Go through the listing and copy each line with the string "React".

* * * * * * * * *

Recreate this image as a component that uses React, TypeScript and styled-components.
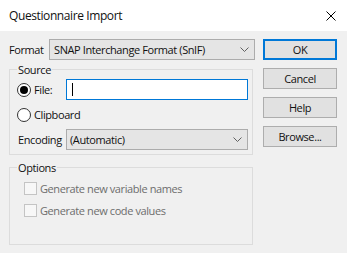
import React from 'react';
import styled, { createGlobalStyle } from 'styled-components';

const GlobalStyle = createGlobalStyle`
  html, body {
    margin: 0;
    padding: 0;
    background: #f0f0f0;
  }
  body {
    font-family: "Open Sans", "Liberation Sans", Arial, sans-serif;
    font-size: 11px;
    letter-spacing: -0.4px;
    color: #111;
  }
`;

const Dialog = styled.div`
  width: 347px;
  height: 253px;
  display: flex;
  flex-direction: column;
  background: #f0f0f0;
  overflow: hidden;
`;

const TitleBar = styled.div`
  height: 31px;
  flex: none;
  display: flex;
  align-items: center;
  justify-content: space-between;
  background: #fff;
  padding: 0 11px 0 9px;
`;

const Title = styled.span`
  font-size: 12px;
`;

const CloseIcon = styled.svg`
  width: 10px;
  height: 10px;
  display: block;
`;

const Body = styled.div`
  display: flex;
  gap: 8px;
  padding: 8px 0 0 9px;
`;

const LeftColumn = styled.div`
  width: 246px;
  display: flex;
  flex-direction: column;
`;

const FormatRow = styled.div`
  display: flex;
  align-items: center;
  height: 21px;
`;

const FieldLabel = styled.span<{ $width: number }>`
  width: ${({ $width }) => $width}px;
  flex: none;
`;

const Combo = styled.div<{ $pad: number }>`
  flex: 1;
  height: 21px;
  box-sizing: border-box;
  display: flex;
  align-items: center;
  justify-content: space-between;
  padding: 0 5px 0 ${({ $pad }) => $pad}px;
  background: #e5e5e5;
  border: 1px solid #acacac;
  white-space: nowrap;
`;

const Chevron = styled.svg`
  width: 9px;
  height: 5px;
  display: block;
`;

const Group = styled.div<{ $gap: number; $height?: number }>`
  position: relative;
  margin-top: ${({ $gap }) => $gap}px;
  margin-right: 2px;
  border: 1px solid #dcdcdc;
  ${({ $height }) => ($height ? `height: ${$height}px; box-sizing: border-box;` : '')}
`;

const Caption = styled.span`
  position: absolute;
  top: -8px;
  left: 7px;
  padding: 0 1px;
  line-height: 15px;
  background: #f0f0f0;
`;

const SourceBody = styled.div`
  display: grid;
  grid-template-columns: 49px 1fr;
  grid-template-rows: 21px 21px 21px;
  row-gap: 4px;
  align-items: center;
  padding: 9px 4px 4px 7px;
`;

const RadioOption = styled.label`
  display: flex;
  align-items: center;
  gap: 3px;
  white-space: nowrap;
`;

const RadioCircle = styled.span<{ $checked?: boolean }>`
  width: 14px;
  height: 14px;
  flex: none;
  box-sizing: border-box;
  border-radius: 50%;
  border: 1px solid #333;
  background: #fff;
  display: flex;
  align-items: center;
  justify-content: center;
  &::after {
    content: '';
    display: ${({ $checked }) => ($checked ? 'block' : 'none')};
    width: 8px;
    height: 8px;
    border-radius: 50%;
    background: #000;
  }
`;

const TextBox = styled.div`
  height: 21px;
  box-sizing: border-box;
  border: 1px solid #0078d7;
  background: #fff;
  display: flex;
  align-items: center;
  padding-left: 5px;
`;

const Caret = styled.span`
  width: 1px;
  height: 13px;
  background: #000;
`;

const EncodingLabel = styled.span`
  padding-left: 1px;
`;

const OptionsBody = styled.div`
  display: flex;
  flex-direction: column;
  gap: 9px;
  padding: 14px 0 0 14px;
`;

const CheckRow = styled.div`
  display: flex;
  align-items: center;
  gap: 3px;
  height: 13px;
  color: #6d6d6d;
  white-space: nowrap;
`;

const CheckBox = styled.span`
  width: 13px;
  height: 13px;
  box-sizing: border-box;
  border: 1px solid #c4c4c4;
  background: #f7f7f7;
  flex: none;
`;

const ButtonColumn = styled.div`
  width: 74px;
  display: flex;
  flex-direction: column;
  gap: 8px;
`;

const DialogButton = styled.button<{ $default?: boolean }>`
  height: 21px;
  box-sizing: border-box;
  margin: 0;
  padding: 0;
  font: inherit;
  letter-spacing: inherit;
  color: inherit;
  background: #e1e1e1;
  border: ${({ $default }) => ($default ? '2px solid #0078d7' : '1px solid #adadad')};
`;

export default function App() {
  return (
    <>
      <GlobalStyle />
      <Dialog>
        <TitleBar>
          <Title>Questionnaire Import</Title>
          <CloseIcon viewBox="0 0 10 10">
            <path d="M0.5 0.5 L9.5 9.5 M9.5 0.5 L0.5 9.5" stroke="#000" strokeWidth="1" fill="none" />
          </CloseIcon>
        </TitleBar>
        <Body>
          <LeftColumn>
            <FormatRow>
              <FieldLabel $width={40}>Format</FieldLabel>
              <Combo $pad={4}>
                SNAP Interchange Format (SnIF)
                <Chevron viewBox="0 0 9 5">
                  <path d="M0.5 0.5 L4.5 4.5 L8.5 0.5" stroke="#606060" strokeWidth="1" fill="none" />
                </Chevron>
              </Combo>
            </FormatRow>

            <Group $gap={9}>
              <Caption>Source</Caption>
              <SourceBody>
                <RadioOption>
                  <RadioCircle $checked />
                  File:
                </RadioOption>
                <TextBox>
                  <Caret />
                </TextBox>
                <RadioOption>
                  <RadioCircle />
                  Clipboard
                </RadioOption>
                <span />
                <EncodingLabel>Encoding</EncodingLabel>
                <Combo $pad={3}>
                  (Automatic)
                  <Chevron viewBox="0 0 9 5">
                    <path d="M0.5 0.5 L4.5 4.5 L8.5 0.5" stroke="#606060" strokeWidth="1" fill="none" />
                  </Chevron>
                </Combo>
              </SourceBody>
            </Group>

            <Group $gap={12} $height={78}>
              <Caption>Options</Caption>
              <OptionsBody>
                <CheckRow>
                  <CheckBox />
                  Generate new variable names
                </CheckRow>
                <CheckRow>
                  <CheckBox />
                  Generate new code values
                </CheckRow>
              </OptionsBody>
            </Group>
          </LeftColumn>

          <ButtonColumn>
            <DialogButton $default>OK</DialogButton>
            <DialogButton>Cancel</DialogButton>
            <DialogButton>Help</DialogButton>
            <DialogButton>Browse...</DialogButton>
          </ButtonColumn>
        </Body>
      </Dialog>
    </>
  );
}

* * * * * * * * *

▸ Complete response:
Recreate this image as a component that uses React, TypeScript and styled-components.
import React from 'react';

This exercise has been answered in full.